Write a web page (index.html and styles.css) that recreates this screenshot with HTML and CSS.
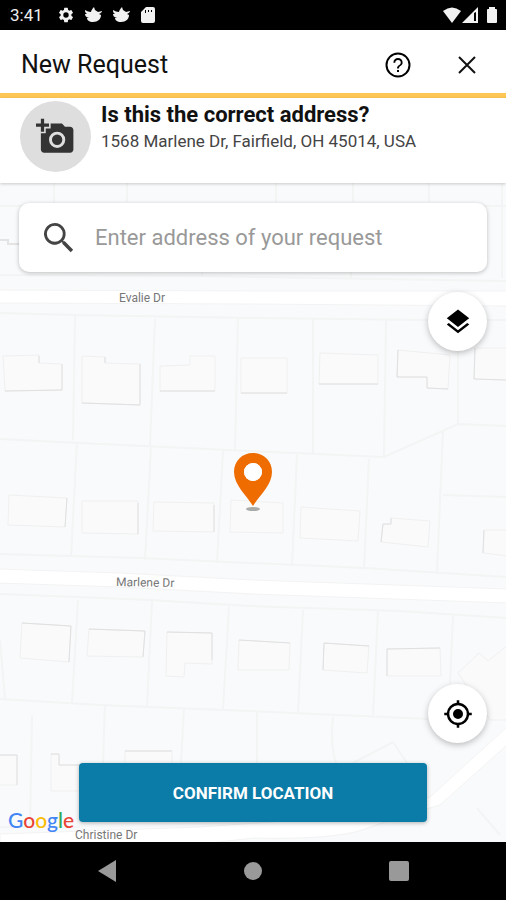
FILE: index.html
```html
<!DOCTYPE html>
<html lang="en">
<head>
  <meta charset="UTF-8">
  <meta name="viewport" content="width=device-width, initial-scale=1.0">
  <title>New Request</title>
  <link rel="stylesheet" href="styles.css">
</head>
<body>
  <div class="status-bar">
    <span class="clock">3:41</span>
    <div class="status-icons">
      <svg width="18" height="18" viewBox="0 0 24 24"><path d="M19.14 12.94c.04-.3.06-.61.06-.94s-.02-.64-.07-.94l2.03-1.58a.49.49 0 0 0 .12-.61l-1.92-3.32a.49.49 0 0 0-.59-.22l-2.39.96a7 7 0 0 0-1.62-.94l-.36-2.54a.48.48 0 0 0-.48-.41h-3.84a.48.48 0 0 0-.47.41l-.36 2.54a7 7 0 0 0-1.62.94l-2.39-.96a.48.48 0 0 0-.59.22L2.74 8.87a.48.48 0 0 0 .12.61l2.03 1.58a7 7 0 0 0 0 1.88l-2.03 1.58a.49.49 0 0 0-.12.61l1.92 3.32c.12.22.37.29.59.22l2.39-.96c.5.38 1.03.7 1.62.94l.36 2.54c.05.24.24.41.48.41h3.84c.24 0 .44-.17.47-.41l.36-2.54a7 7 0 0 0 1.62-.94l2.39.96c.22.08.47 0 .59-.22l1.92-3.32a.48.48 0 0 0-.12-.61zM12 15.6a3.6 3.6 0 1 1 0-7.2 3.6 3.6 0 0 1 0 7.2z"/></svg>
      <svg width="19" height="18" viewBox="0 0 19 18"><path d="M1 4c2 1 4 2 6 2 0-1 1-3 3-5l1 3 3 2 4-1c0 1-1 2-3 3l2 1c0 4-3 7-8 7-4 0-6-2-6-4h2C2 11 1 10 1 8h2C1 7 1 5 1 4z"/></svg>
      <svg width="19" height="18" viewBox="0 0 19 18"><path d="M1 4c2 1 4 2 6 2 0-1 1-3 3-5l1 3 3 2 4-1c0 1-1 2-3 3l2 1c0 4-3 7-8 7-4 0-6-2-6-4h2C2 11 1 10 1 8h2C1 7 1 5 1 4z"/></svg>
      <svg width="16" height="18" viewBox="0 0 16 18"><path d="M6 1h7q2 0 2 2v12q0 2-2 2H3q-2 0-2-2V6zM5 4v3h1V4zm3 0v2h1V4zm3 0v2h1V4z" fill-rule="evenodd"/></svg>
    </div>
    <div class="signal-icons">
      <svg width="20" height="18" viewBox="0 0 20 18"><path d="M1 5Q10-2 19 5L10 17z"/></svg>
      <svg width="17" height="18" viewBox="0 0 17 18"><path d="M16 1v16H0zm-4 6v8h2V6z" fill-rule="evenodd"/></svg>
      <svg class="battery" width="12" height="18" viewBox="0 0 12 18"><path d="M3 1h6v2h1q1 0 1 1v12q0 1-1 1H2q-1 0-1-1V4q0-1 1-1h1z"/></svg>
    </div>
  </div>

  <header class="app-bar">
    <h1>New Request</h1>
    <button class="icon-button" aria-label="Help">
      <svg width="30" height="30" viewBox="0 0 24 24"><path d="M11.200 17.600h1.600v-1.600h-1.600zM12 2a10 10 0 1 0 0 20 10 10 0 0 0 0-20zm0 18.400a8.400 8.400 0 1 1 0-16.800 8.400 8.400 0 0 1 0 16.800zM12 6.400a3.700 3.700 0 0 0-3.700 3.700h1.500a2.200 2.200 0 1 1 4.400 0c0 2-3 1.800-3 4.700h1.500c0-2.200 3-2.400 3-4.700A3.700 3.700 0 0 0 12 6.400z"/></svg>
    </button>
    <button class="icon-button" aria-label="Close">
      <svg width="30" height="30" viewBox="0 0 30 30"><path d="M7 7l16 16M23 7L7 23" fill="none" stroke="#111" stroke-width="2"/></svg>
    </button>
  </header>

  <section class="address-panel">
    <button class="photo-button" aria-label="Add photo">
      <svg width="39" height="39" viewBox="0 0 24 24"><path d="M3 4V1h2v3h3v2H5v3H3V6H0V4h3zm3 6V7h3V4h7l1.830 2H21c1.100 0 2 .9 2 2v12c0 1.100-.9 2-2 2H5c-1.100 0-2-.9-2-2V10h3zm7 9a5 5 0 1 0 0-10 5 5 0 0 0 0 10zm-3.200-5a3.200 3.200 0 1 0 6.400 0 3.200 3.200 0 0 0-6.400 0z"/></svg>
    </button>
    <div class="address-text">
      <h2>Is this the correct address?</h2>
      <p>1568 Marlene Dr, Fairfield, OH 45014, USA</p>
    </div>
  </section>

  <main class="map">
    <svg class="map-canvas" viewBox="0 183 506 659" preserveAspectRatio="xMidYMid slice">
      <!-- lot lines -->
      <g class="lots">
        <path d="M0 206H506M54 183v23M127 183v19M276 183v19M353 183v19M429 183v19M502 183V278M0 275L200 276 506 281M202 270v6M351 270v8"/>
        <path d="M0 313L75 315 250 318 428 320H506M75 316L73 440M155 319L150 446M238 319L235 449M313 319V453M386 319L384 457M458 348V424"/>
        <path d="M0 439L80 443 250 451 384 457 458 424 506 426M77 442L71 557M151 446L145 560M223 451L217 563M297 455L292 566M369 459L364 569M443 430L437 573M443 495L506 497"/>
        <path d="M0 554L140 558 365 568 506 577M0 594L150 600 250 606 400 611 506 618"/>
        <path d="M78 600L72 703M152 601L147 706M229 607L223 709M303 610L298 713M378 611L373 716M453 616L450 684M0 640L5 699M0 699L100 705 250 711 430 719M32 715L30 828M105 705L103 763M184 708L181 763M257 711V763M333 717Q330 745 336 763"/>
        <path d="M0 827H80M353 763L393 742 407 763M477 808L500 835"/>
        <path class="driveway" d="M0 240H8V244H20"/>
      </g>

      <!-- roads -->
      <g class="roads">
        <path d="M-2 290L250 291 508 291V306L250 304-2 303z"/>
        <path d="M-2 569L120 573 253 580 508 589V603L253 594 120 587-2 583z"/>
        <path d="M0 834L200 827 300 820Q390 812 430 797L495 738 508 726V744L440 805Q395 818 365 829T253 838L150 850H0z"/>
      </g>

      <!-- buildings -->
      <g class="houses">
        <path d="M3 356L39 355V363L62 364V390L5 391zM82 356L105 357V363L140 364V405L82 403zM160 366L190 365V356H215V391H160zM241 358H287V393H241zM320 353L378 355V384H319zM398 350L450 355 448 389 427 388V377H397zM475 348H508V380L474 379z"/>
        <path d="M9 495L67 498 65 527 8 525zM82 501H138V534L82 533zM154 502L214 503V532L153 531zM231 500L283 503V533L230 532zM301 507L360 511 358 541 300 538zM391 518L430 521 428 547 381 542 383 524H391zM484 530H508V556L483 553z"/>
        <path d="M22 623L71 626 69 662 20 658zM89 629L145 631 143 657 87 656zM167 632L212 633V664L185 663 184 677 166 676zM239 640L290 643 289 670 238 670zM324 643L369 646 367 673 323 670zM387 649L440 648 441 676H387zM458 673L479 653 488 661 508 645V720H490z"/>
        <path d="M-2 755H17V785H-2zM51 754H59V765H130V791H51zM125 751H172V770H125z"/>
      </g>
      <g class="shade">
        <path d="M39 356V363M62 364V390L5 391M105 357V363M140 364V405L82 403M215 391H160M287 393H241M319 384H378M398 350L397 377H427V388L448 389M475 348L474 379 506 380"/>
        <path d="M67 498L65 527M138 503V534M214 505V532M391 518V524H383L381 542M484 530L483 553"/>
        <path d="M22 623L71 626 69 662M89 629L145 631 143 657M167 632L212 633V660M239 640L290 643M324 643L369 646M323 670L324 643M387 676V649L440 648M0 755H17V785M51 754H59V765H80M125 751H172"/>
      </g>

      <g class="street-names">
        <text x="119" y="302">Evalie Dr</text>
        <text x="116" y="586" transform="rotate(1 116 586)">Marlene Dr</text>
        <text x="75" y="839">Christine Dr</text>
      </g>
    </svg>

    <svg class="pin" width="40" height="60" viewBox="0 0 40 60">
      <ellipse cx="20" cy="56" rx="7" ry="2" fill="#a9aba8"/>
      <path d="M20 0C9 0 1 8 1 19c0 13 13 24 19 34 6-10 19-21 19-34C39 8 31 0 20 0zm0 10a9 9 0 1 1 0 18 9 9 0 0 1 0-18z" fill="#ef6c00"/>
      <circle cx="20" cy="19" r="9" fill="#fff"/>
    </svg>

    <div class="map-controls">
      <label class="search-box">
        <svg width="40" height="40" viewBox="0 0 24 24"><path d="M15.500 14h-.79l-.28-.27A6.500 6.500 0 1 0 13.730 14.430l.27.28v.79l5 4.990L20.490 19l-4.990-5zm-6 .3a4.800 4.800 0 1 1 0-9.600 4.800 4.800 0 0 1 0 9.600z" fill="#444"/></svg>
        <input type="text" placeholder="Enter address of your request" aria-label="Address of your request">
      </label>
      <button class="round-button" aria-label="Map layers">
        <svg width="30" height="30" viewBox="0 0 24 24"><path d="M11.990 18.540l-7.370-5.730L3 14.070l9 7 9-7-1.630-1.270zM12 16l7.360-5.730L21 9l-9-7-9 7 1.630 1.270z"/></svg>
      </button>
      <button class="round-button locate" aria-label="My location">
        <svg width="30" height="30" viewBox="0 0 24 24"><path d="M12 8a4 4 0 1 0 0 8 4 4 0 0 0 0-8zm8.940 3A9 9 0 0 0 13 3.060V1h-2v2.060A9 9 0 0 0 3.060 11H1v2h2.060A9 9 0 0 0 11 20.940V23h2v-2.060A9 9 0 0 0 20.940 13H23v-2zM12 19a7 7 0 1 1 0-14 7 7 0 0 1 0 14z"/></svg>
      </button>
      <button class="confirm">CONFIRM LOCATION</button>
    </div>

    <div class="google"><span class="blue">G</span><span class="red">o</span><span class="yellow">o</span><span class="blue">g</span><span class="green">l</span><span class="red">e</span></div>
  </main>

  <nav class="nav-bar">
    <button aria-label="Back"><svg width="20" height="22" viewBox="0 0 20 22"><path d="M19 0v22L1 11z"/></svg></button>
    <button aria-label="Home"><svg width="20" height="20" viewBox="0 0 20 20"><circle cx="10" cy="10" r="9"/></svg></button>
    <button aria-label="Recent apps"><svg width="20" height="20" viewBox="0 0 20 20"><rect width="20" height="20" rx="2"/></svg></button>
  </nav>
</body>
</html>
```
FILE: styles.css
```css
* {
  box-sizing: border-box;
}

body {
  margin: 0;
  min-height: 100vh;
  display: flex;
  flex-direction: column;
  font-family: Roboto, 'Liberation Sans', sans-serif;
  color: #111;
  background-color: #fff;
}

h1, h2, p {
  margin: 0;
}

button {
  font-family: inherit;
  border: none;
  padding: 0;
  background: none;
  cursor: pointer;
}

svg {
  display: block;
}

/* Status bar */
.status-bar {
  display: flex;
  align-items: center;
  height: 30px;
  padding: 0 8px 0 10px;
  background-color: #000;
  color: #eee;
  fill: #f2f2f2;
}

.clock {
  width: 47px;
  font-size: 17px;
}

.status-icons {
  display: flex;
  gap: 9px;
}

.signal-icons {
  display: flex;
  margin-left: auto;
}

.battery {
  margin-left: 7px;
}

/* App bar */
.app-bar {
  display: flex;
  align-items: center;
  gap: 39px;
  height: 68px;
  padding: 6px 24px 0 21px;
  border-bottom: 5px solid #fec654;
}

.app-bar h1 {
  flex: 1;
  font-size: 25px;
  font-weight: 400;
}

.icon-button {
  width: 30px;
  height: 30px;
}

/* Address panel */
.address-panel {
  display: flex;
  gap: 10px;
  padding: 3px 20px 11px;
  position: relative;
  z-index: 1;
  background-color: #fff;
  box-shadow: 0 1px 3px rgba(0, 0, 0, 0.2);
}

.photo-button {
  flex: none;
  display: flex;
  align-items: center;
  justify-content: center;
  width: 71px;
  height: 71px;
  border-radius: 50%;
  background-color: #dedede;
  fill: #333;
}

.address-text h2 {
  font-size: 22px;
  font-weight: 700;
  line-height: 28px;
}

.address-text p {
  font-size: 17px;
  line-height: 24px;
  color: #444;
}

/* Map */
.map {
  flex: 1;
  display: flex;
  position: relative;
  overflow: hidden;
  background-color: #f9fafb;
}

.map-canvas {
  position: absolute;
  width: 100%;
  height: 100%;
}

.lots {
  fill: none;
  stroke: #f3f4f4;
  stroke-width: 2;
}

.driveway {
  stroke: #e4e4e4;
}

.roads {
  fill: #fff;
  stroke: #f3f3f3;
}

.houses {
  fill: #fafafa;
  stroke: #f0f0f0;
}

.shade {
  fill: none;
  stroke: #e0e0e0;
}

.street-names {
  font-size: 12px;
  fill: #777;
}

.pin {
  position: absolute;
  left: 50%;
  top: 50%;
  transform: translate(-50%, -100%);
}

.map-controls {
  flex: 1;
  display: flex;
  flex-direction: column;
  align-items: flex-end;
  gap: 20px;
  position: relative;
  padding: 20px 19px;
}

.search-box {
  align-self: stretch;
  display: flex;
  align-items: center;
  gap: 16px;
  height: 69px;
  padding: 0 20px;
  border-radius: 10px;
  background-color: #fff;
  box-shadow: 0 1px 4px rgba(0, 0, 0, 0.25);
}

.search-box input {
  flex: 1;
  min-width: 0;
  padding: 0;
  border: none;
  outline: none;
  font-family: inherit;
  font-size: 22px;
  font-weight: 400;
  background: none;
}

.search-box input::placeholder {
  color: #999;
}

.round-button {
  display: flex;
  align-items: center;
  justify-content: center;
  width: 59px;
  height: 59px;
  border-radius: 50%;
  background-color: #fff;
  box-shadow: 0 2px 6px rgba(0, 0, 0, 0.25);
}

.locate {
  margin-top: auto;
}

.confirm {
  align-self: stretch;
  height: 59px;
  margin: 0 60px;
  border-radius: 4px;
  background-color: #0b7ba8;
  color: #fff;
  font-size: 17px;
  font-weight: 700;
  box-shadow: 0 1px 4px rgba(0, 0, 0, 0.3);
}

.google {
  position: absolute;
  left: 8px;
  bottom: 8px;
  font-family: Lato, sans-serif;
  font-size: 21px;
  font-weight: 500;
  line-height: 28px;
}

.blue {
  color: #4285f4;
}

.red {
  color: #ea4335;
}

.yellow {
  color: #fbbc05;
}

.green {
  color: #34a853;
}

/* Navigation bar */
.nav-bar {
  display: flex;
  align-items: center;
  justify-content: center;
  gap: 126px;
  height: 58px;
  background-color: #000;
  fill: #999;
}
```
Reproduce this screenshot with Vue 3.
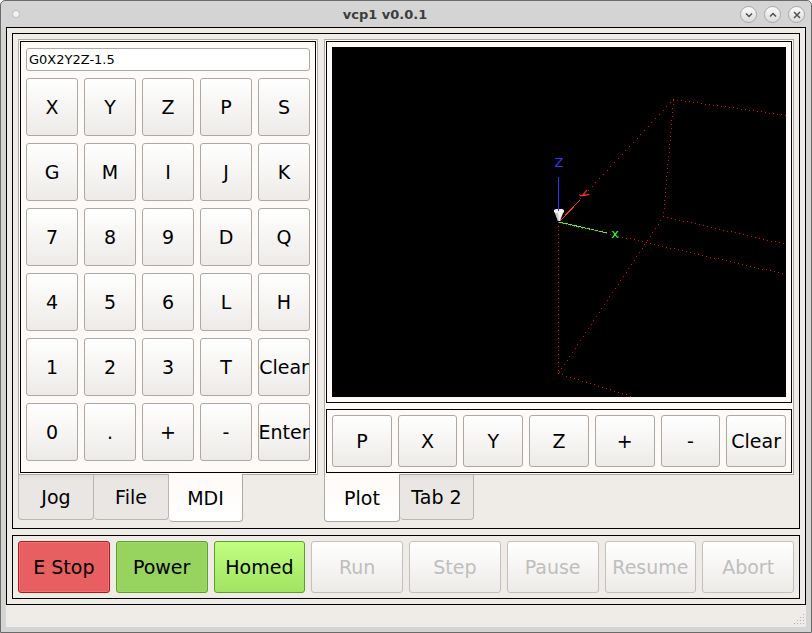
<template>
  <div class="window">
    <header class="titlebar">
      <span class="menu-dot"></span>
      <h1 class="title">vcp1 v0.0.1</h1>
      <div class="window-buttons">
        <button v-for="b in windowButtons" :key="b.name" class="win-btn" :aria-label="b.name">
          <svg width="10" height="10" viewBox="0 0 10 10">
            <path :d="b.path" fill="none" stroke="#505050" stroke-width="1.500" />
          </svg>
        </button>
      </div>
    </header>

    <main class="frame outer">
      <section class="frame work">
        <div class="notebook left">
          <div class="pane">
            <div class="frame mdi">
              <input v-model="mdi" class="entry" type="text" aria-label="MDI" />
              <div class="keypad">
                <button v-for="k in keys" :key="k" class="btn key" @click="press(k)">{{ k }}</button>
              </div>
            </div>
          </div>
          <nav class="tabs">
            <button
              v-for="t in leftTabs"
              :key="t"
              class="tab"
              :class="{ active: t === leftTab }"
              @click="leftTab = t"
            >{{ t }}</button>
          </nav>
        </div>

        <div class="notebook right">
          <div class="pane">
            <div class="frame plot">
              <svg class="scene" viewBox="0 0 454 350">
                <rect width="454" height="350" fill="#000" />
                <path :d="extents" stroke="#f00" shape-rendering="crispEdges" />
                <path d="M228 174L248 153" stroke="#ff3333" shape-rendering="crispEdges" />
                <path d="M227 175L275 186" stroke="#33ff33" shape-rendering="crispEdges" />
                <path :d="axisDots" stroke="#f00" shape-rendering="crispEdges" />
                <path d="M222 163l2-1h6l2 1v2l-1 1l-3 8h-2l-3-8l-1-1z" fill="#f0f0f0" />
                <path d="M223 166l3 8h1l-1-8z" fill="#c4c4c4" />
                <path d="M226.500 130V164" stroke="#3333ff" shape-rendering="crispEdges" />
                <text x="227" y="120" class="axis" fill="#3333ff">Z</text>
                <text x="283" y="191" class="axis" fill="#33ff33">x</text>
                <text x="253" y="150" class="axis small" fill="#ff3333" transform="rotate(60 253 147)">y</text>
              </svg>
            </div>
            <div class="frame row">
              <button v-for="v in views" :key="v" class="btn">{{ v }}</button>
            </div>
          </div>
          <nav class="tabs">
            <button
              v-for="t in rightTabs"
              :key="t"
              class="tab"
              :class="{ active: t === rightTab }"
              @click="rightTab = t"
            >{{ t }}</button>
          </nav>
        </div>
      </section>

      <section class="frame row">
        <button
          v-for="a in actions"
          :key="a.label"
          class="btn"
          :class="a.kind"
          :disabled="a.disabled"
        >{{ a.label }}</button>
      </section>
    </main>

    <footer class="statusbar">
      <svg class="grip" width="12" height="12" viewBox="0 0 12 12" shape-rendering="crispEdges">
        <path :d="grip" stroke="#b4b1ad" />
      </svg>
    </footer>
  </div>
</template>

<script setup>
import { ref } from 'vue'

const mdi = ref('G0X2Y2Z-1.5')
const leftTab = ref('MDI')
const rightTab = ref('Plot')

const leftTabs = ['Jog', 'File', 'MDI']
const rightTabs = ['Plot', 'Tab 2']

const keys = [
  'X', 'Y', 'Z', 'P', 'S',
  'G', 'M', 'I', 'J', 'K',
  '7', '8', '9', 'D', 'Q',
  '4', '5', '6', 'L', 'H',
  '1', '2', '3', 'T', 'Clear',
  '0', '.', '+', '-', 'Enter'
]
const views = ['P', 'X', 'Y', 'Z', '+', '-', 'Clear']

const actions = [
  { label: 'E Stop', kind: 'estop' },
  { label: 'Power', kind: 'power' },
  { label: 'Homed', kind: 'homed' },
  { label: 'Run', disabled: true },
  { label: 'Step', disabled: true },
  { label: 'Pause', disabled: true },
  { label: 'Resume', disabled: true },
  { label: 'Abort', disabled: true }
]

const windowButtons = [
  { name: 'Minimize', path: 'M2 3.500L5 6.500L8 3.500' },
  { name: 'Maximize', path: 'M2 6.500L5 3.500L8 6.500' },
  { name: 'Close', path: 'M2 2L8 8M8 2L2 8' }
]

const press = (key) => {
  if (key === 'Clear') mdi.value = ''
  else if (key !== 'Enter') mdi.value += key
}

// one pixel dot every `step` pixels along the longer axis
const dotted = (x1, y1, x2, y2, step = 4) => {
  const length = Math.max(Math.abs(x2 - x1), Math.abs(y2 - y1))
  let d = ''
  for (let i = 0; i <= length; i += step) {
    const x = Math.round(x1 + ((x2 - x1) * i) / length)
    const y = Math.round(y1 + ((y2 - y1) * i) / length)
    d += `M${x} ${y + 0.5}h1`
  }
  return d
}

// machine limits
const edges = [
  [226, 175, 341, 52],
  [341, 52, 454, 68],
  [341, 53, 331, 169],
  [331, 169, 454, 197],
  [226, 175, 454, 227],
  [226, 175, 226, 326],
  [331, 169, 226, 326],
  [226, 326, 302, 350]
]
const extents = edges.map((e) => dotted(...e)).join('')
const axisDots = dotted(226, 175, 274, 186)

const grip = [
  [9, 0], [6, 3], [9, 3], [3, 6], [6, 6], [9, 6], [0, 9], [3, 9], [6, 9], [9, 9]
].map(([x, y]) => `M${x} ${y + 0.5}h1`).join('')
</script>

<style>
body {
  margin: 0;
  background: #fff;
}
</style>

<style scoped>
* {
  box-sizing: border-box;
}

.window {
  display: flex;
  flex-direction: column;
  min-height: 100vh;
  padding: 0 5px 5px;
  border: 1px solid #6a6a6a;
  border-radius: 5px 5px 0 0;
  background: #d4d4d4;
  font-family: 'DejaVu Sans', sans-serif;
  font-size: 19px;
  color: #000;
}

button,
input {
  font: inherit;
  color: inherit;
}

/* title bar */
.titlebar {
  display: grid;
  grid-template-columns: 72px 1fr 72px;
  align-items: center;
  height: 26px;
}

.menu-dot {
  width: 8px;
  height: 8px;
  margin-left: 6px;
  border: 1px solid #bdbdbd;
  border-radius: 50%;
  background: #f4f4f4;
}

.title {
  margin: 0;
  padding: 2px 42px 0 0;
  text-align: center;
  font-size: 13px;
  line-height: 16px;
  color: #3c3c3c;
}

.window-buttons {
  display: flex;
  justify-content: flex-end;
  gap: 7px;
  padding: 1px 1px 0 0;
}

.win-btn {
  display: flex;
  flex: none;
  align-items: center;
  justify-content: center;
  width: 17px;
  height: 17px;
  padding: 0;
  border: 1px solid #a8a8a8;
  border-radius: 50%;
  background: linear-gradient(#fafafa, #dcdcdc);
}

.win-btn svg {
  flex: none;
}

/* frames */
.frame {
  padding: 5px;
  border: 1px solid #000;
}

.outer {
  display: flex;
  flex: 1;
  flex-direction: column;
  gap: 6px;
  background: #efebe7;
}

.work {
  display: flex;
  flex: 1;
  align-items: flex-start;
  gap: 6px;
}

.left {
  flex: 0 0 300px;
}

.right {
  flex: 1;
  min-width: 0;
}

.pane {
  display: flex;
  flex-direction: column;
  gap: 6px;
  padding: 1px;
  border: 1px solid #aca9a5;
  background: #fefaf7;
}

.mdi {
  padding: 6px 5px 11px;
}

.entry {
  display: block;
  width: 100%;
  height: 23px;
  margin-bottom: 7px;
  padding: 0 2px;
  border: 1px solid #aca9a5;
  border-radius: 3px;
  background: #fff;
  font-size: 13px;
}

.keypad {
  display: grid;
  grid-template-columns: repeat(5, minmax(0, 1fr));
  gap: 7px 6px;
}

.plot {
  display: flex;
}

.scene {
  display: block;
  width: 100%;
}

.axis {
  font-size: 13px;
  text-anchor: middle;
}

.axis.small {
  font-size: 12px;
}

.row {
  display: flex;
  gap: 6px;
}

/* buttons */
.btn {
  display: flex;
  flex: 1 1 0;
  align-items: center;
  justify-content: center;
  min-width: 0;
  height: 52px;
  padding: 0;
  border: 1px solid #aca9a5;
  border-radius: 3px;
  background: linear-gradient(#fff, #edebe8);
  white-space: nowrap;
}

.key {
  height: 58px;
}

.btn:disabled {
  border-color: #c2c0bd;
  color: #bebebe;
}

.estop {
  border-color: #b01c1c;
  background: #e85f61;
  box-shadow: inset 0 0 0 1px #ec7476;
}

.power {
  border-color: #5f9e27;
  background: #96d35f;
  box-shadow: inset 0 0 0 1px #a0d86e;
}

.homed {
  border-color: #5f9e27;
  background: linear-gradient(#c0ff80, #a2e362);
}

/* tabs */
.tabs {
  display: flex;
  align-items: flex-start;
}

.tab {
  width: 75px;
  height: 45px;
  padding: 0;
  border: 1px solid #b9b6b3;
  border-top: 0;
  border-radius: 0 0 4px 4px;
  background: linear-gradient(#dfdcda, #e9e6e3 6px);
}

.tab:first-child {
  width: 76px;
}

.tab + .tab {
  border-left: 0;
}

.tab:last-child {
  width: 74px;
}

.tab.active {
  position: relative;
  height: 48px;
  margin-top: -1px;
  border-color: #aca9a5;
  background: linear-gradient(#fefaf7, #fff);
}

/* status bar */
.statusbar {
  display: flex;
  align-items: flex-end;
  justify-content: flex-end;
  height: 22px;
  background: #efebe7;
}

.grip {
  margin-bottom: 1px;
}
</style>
=====
Where a line above contains the word "index", copy that line.

Write a web page (index.html and styles.css) that recreates this screenshot with HTML and CSS.
FILE: index.html
  z-index: 1;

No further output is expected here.